At this point, it will be useful to recall (or learn) that $|f(t)|^2 = \langle f(t) , f(t) \rangle$, where $f$ is a vector-valued function. If $f$ and $g$ are vector-valued functions, then $$ \frac{d}{dt} \langle f(t), g(t) \rangle = \langle f'(t) , g(t) \rangle + \langle f(t), g'(t) \rangle $$ This follows almost immediately from the product rule.
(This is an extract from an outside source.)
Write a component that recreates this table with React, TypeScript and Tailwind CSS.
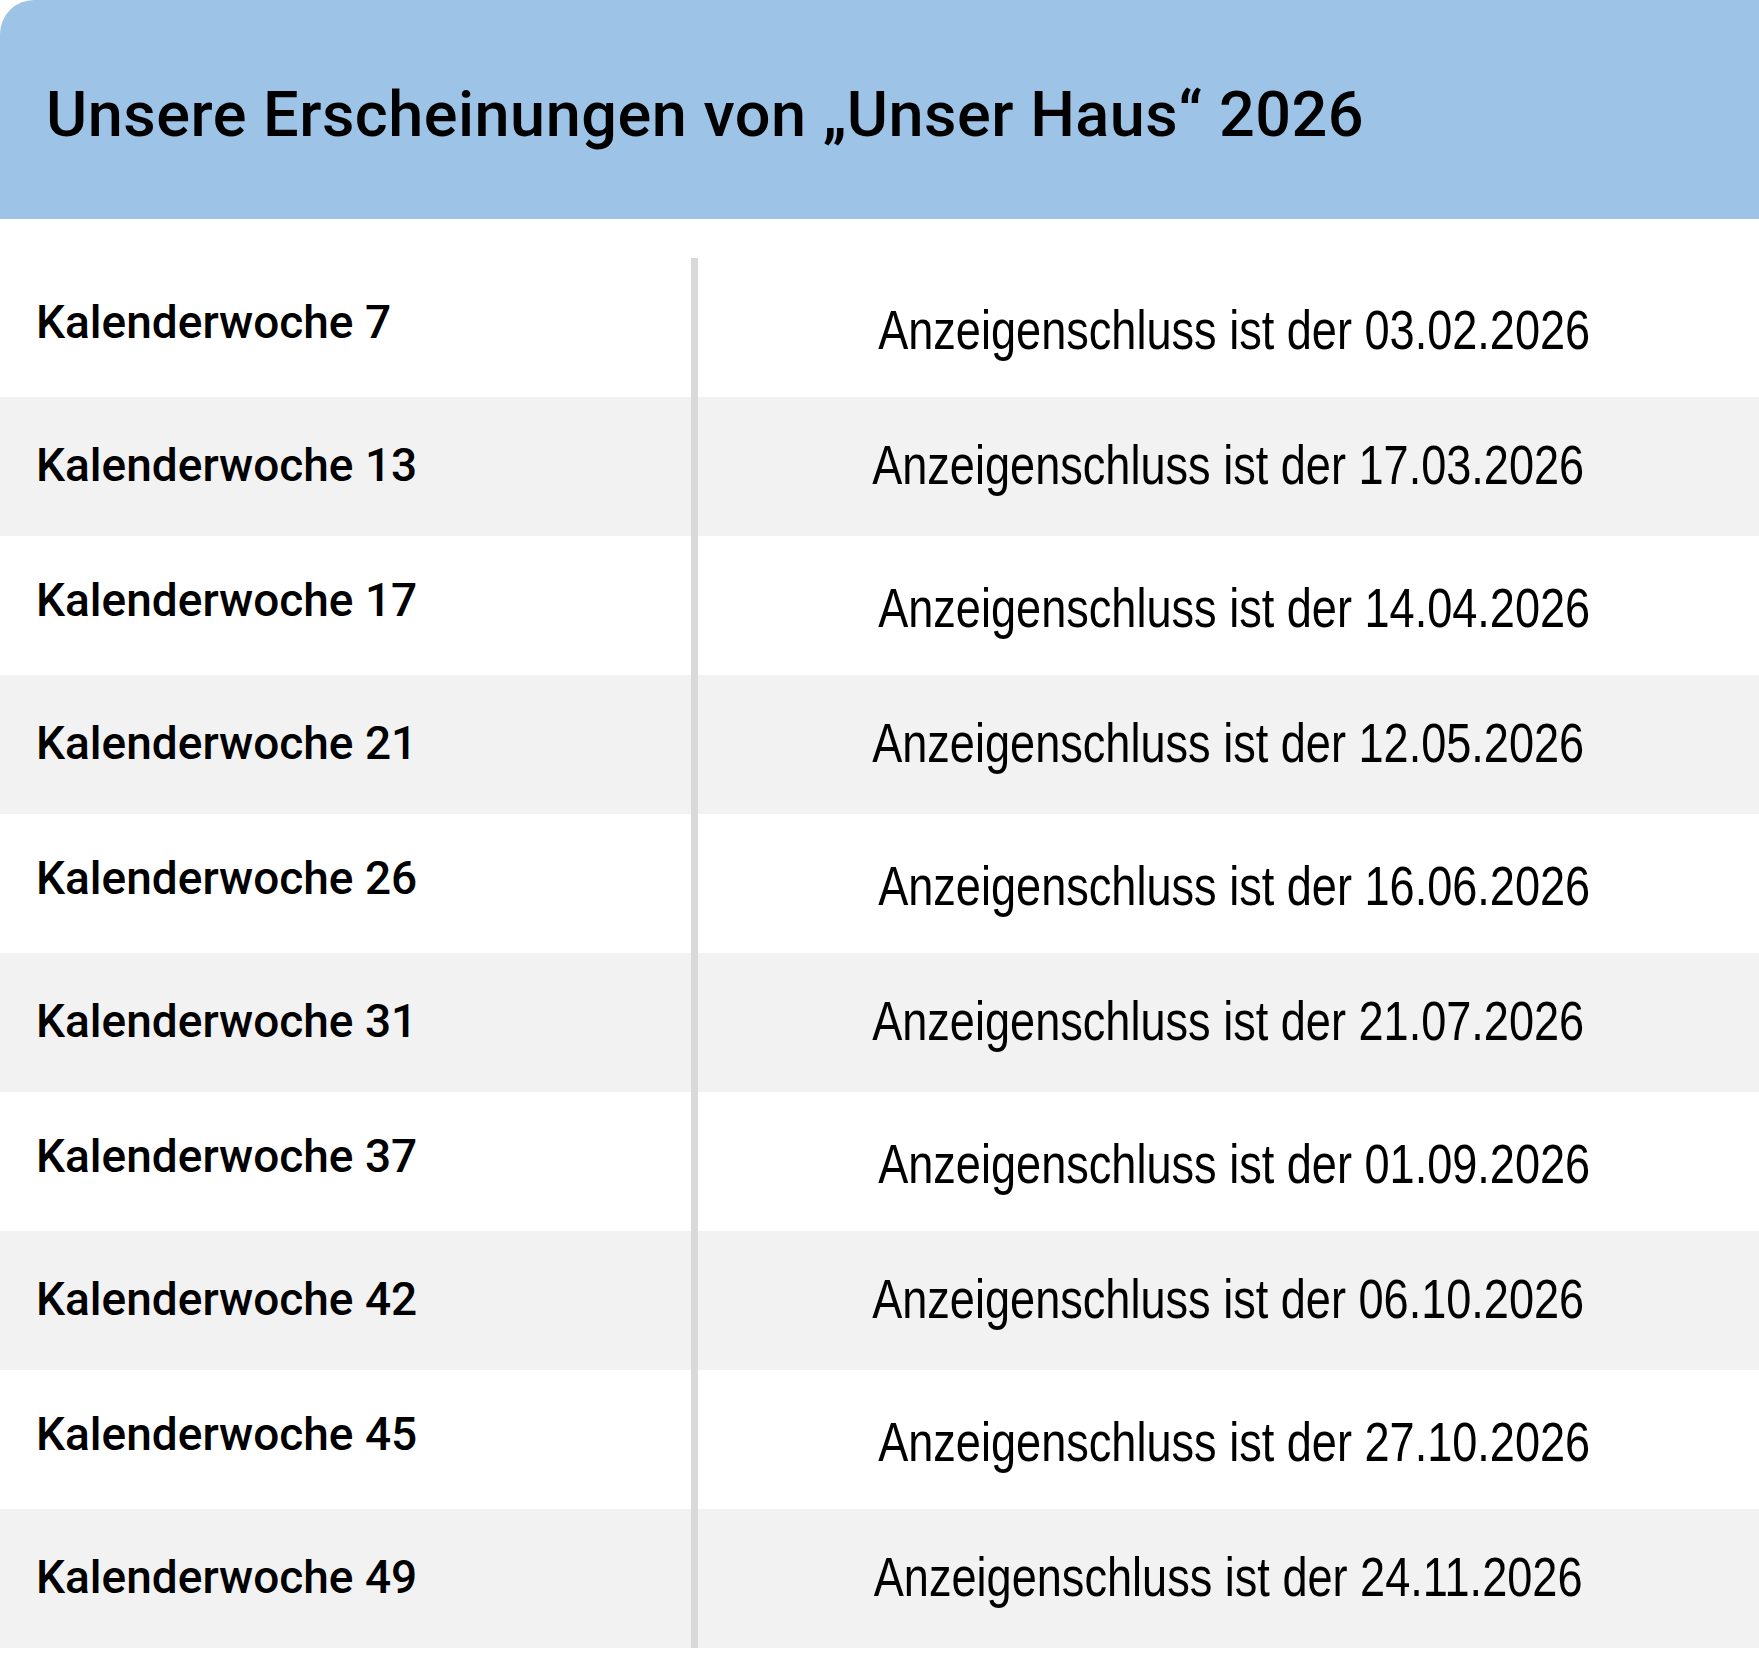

In particular, we have \begin{align} \frac{d}{dt} |f(t)|^2 &= \frac{d}{dt} \langle f(t), f(t) \rangle = \langle f'(t) , f(t) \rangle + \langle f(t) , f'(t) \rangle \\&= \langle f(t), f'(t) \rangle + \langle f(t), f'(t) \rangle = 2 \langle f(t), f'(t) \rangle \end{align} Now, resuming our computation, we find \begin{align} A(t) &= \int_a^b \frac{\partial }{\partial t} \left( \left|\frac{\partial c}{\partial q}(t,q)\right|^2 \right) dq \\&= \int_a^b 2 \left\langle \frac{\partial c}{\partial q}(t,q), \frac{\partial }{\partial t} \left(\frac{\partial c}{\partial q}(t,q) \right) \right\rangle dq \\&= 2 \int_a^b \left\langle \frac{\partial c}{\partial q}, \frac{\partial c }{\partial t \partial q} \right\rangle dq \end{align} which is the desired form for $A(t)$.
I see no way to make sense of $B(t)$ as it is written in the OP. It seems like $g$ is a function from the reals to the reals since it is squared without being enclosed in magnitude symbols and takes a magnitude as its argument. This means that $g \nabla g = gg'$ is just a scalar, so you can't meaningfully take the inner product of it with $\frac{\partial c}{\partial t}$. If instead, we take $$ J_1(t)=\int_a^b\left|\frac{\partial c}{\partial q}(t,q)\right|^2dq + \int_a^b g^2(c(t,q))dq $$ then we find $$ B(t) = \int_a^b \frac{\partial}{\partial t} \left( g^2(c(t,q)) \right) dq $$ Making use of the chain rule, we compute \begin{align} B(t) &= \int_a^b 2g(c(t,q)) \left( Dg(c(t,q)) \cdot \left(\frac{\partial}{\partial t} c(t,q) \right)\right) dq \\&= \int_a^b 2g \left( Dg\cdot \frac{\partial c}{\partial t} \right) dq \end{align} When we work with the Euclidean inner product, we identify $Dg \cdot \frac{\partial c}{\partial t}$ with $\langle \nabla g , \frac{\partial c}{\partial t} \rangle$. This is justified since, with a Euclidean inner product, we have $\langle v, w \rangle = v^T w$ and $Dg^T = \nabla g$. Thus \begin{align} B(t) &= \int_a^b 2g \left\langle \nabla g , \frac{\partial c}{\partial t} \right\rangle dq \\&= 2 \int_a^b \left\langle g \nabla g , \frac{\partial c}{\partial t}\right\rangle dq \\&= 2 \int_a^b \left\langle \frac{\partial c}{\partial t}, g\nabla g \right\rangle dq \end{align} which is the desired form for $B(t)$.
Putting this all together, we find $$ J_1'(t)=2\int^b_a \left<\frac{\partial c}{\partial q},\frac{\partial^2 c}{\partial t \partial q}\right>dq + 2\int^b_a \left< \frac{\partial c}{\partial t}, g\nabla g \right>dq$$ as desired.